# Source excerpt:
◇ ◇ ◇ ◇ ◇

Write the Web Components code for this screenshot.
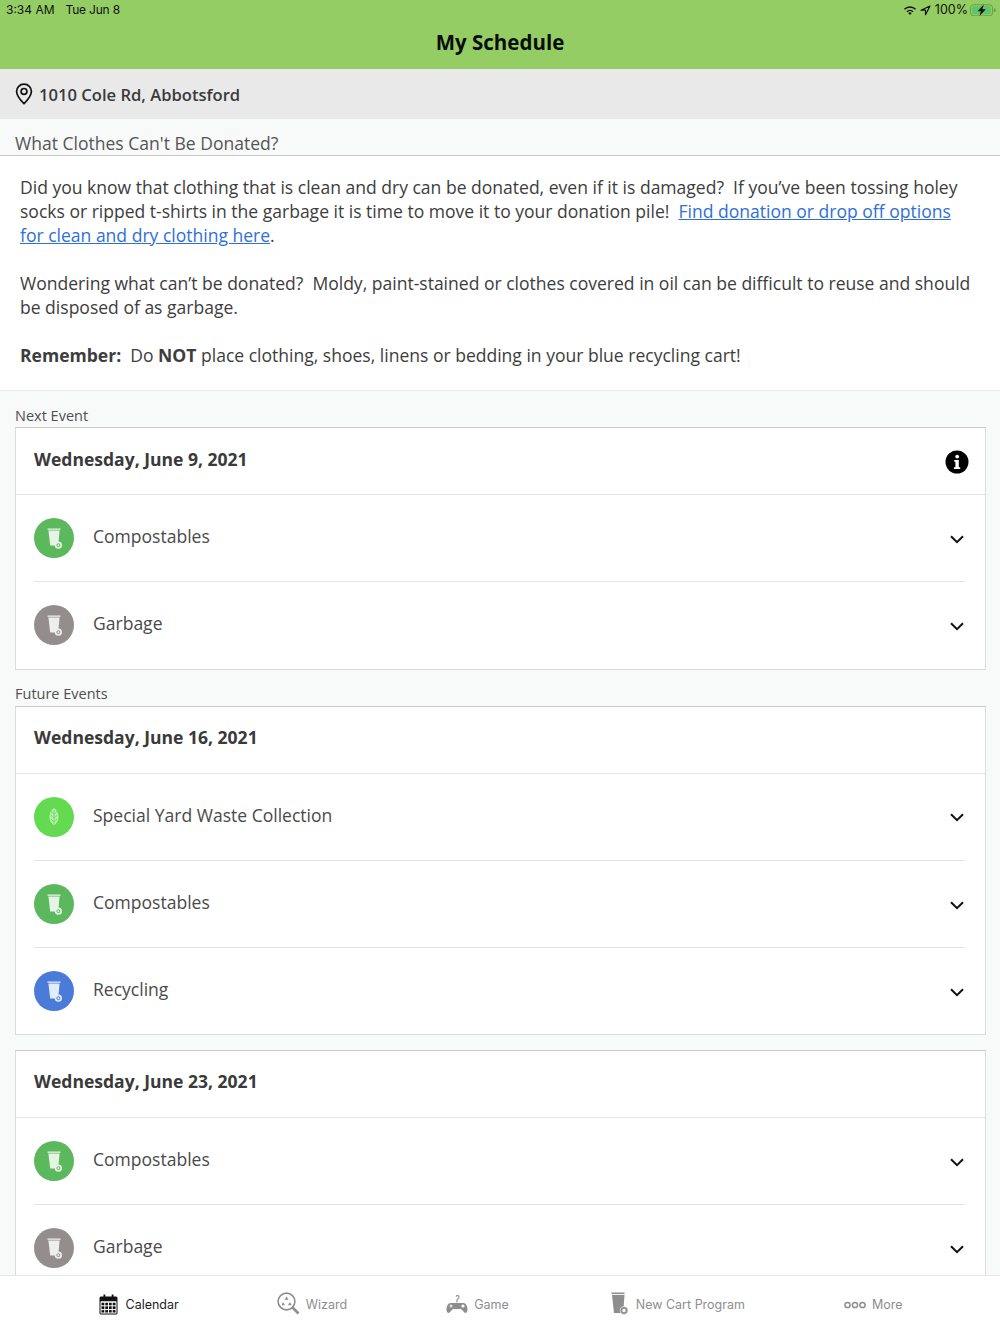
<!DOCTYPE html>
<html lang="en"><head><meta charset="utf-8"><title>My Schedule</title>
<style>
html,body{margin:0;padding:0;height:1334px;overflow:hidden;background:#f8f9f9;font-family:"Open Sans",sans-serif;color:#3d3d3d}
a{color:#2f6fd8}
</style></head><body>
<app-shell>
  <status-header slot="head"></status-header>
  <address-bar slot="head">1010 Cole Rd, Abbotsford</address-bar>
  <notice-panel slot="main" title-text="What Clothes Can't Be Donated?">
    <p>Did you know that clothing that is clean and dry can be donated, even if it is damaged?&nbsp; If you’ve been tossing holey socks or ripped t-shirts in the garbage it is time to move it to your donation pile!&nbsp; <a href="#">Find donation or drop off options for clean and dry clothing here</a>.</p>
    <p>Wondering what can’t be donated?&nbsp; Moldy, paint-stained or clothes covered in oil can be difficult to reuse and should be disposed of as garbage.</p>
    <p><b>Remember:</b>&nbsp; Do <b>NOT</b> place clothing, shoes, linens or bedding in your blue recycling cart!</p>
  </notice-panel>
  <section-label slot="main">Next Event</section-label>
  <event-card slot="main" date="Wednesday, June 9, 2021" info>
    <event-row kind="compost">Compostables</event-row>
    <event-row kind="garbage">Garbage</event-row>
  </event-card>
  <section-label slot="main">Future Events</section-label>
  <event-card slot="main" date="Wednesday, June 16, 2021">
    <event-row kind="yard">Special Yard Waste Collection</event-row>
    <event-row kind="compost">Compostables</event-row>
    <event-row kind="recycle">Recycling</event-row>
  </event-card>
  <event-card slot="main" date="Wednesday, June 23, 2021" style="margin-top:14.500px">
    <event-row kind="compost">Compostables</event-row>
    <event-row kind="garbage">Garbage</event-row>
  </event-card>
  <tab-bar slot="foot"></tab-bar>
</app-shell>
<script>
const CART=(c)=>`<path d="M-6.500-9.500H6.500V-8.200H-6.500Z" fill="${c}"/><path d="M-5.600-7.600H5.600L4.200 7.500H-3.800Z" fill="${c}"/><circle cx="4.400" cy="7.200" r="3.600" fill="${c}"/><circle cx="4.400" cy="7.200" r="1.500" fill="none" stroke="currentColor" stroke-width="1"/>`;
class Base extends HTMLElement{
  constructor(){super();this.attachShadow({mode:'open'});}
  connectedCallback(){this.shadowRoot.innerHTML=this.render();}
}
customElements.define('app-shell',class extends Base{render(){return `<style>
:host{display:flex;flex-direction:column;height:1334px;overflow:hidden}
.main{flex:1;min-height:0;overflow:hidden;display:block}
</style><slot name="head"></slot><div class="main"><slot name="main"></slot></div><slot name="foot"></slot>`}});
customElements.define('status-header',class extends Base{render(){return `<style>
:host{display:block;height:69px;background:#93cd63;color:#111;font-family:Inter,"Liberation Sans",sans-serif}
.st{height:20px;display:flex;align-items:center;justify-content:space-between;padding:0 4px 0 6px;font-size:12.500px;line-height:20px}
.l{display:flex;gap:11px;font-size:12px}.r{display:flex;align-items:center;gap:3px}
h1{margin:2px 0 0;text-align:center;font:700 20.500px/40px "Open Sans",sans-serif;color:#0c0c0c}
svg{display:block}
</style><div class="st"><div class="l"><span>3:34 AM</span><span style="letter-spacing:-.2px">Tue Jun 8</span></div><div class="r">
<svg width="14" height="11" viewBox="0 0 15 11"><path d="M7.500 10.300l-1.900-2a2.700 2.700 0 0 1 3.800 0ZM3.700 6.400a5.300 5.300 0 0 1 7.600 0l-1.100 1.100a3.800 3.800 0 0 0-5.400 0ZM1 3.700a9 9 0 0 1 13 0l-1.100 1.100a7.500 7.500 0 0 0-10.800 0Z" fill="#111"/></svg>
<svg width="11" height="11" viewBox="0 0 11 11"><path d="M10 1L1 5.200H5.500V9.700Z" fill="none" stroke="#111" stroke-width="1.200" stroke-linejoin="round"/></svg>
<span style="margin-left:1px">100%</span>
<svg style="margin-left:-1px" width="26" height="12.500" viewBox="0 0 26 12"><rect x=".5" y=".5" width="22" height="11" rx="3" fill="none" stroke="#6f9a4c"/><rect x="2" y="2" width="19" height="8" rx="1.600" fill="#5fc46a"/><path d="M23.800 4v4a2 2 0 0 0 0-4Z" fill="#6f9a4c"/><path d="M13.800 .3L7.600 7h3.300L9.400 11.700 15.800 5H12.400Z" fill="#111"/></svg>
</div></div><h1>My Schedule</h1>`}});
customElements.define('address-bar',class extends Base{render(){return `<style>
:host{display:flex;align-items:center;gap:6px;height:50px;background:#e9e9ea;padding-left:15px;font:600 16.600px "Open Sans",sans-serif;color:#3a3a3a}
span{margin-top:1px}
</style><svg width="18" height="22" viewBox="0 0 18 22"><path d="M9 1.200C4.700 1.200 1.600 4.400 1.600 8.500c0 3.600 3 7.700 7.400 12.200 4.400-4.500 7.400-8.600 7.400-12.200 0-4.100-3.100-7.300-7.400-7.300Z" fill="none" stroke="#111" stroke-width="1.700" stroke-linejoin="round"/><circle cx="9" cy="8.400" r="2.900" fill="none" stroke="#111" stroke-width="1.700"/></svg><span><slot></slot></span>`}});
customElements.define('notice-panel',class extends Base{render(){return `<style>
:host{display:block;background:#fff;border-bottom:1px solid #ececec}
.t{height:37px;box-sizing:border-box;background:#f8f9f9;border-bottom:1px solid #c8c8c8;padding:12px 15px 0;font-size:17.550px;line-height:24px;color:#555;overflow:hidden}
.b{padding:19px 25px 23px 20px;font-size:17.550px;line-height:24px;color:#3d3d3d}
::slotted(p){margin:0 0 24px}
::slotted(p:last-child){margin:0}
</style><div class="t">${this.getAttribute('title-text')}</div><div class="b"><slot></slot></div>`}});
customElements.define('section-label',class extends Base{render(){return `<style>
:host{display:block;margin-top:13.500px;padding:0 15px 1.500px;font-size:14.500px;line-height:21px;color:#4f4f4f}
</style><slot></slot>`}});
customElements.define('event-card',class extends Base{render(){
const info=this.hasAttribute('info')?`<svg width="24" height="24" viewBox="0 0 24 24"><circle cx="12" cy="12" r="11.500" fill="#000"/><circle cx="12.200" cy="6.600" r="1.900" fill="#fff"/><path d="M9.200 10h4.600v7.200h1.400V19H8.900v-1.800h1.500v-5.400H9.200Z" fill="#fff"/></svg>`:'';
return `<style>
:host{display:block;margin:0 14.500px 0 15px;background:#fff;border:1px solid #dcdcdc;border-top-color:#c9c9c9}
.h{height:67px;box-sizing:border-box;display:flex;align-items:center;justify-content:space-between;padding:0 16px 0 18px;border-bottom:1px solid #e4e4e4}
.d{font-weight:700;font-size:17.550px;color:#3a3a3a;margin-top:-5px}
svg{display:block;margin-top:1px}
.rows{display:flex;flex-direction:column;padding:0 19.500px 0 18px}
::slotted(event-row:not(:last-child)){border-bottom:1px solid #e4e4e4}
</style><div class="h"><span class="d">${this.getAttribute('date')}</span>${info}</div><div class="rows"><slot></slot></div>`}});
const COL={compost:'#5cb85c',garbage:'#948d8d',yard:'#63da50',recycle:'#4b7bd8'};
customElements.define('event-row',class extends Base{render(){
const k=this.getAttribute('kind'),c=COL[k];
const g=k==='yard'
?`<path d="M0-9C3.400-6.600 4.600-3 4.600 0 4.600 4 2.400 6.800 0 8.600-2.400 6.800-4.600 4-4.600 0-4.600-3-3.400-6.600 0-9Z" fill="#fff" opacity=".55"/><path d="M0-7V10M0-3L-3-5.500M0-3L3-5.500M0 1L-3.500-2M0 1L3.500-2M0 5L-3 2M0 5L3 2" stroke="${c}" stroke-width=".8" fill="none"/>`
:`<g style="color:${c}" opacity=".85">${CART('#fff')}</g>`;
return `<style>
:host{display:flex;align-items:center;height:86.300px;font-size:17.550px;color:#4a4a4a}
.i{width:40px;height:40px;flex:none;margin-right:19px;display:block}
.t{flex:1;margin-top:-4px}
.c{display:block;margin:2px 1.500px 0 0}
</style><svg class="i" viewBox="-20 -20 40 40"><circle r="20" fill="${c}"/>${g}</svg><span class="t"><slot></slot></span>
<svg class="c" width="14" height="9" viewBox="0 0 14 9"><path d="M1 1.200L7 7.200 13 1.200" fill="none" stroke="#111" stroke-width="2"/></svg>`}});
customElements.define('tab-bar',class extends Base{render(){
const g='#8e8e8e';
return `<style>
:host{display:flex;flex:none;height:59px;box-sizing:border-box;background:#fff;border-top:1px solid #e6e6e6;font:12.500px Inter,"Liberation Sans",sans-serif;color:#8e8e8e}
.t{display:flex;align-items:center;gap:7px;height:57px}
.a{color:#1c1c1c}
svg{display:block}
</style>
<div class="t a" style="margin-left:99px"><svg width="19" height="21" viewBox="0 0 19 21"><rect x=".5" y="2.500" width="18" height="18" rx="1.500" fill="#111"/><path d="M2 8h15M2 11.800h15M2 15.600h15M5.800 8v11M9.500 8v11M13.200 8v11" stroke="#fff" stroke-width="1"/><rect x="2" y="8" width="15" height="11" fill="none" stroke="#fff" stroke-width="1"/><rect x="4.500" y=".5" width="1.800" height="4" fill="#111"/><rect x="12.700" y=".5" width="1.800" height="4" fill="#111"/></svg><span style="margin-left:.5px">Calendar</span></div>
<div class="t" style="margin-left:98px;gap:6px"><svg width="23" height="23" viewBox="0 0 23 23" style="margin-top:-3px"><circle cx="9.500" cy="9.500" r="8.400" fill="none" stroke="${g}" stroke-width="1.600"/><path d="M15.500 15.500L21.500 21.500" stroke="${g}" stroke-width="2.600"/><path d="M9.500 4.500l2 3.200h-4ZM13 10l1.600 3.200H11ZM6 10l2 3.200H4.600Z" fill="${g}"/></svg><span>Wizard</span></div>
<div class="t" style="margin-left:99px;gap:6px"><svg width="22" height="24" viewBox="0 0 22 24" style="margin-top:-3px"><path d="M4.500 12h13c2.500 0 4 3 4 6.500 0 3.500-2.500 4.500-4 2L15 18H7l-2.500 2.500c-1.500 2.500-4 1.500-4-2C.5 15 2 12 4.500 12Z" fill="${g}"/><path d="M11 11.500V9c0-1.200 2-1.200 2-3 0-1.800-2.500-1.800-3-.5" fill="none" stroke="${g}" stroke-width="1.100"/><path d="M3.500 15h3M5 13.500v3" stroke="#fff" stroke-width="1"/><circle cx="17" cy="15" r="1.600" fill="#fff"/></svg><span>Game</span></div>
<div class="t" style="margin-left:102px;gap:7px"><svg width="18" height="23" viewBox="0 0 18 23" style="margin-top:-3px"><rect x=".5" y=".5" width="13" height="1.600" fill="${g}"/><path d="M1 3H13.500L12.200 21H3Z" fill="${g}"/><circle cx="13" cy="18.500" r="4" fill="${g}" stroke="#fff" stroke-width=".6"/><circle cx="13" cy="18.500" r="1.700" fill="#fff"/></svg><span>New Cart Program</span></div>
<div class="t" style="margin-left:99px;gap:6px"><svg width="22" height="8" viewBox="0 0 22 8"><g fill="none" stroke="${g}" stroke-width="1.500"><circle cx="3.500" cy="4" r="2.600"/><circle cx="11" cy="4" r="2.600"/><circle cx="18.500" cy="4" r="2.600"/></g></svg><span>More</span></div>`}});
</script>
</body></html>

◇ ◇ ◇ ◇ ◇

# Required task:
Copy each line of the data that contains the word "this".

# Finished exercise:
Write the Web Components code for this screenshot.
  constructor(){super();this.attachShadow({mode:'open'});}
  connectedCallback(){this.shadowRoot.innerHTML=this.render();}
</style><div class="t">${this.getAttribute('title-text')}</div><div class="b"><slot></slot></div>`}});
const info=this.hasAttribute('info')?`<svg width="24" height="24" viewBox="0 0 24 24"><circle cx="12" cy="12" r="11.500" fill="#000"/><circle cx="12.200" cy="6.600" r="1.900" fill="#fff"/><path d="M9.200 10h4.600v7.200h1.400V19H8.900v-1.800h1.500v-5.400H9.200Z" fill="#fff"/></svg>`:'';
</style><div class="h"><span class="d">${this.getAttribute('date')}</span>${info}</div><div class="rows"><slot></slot></div>`}});
const k=this.getAttribute('kind'),c=COL[k];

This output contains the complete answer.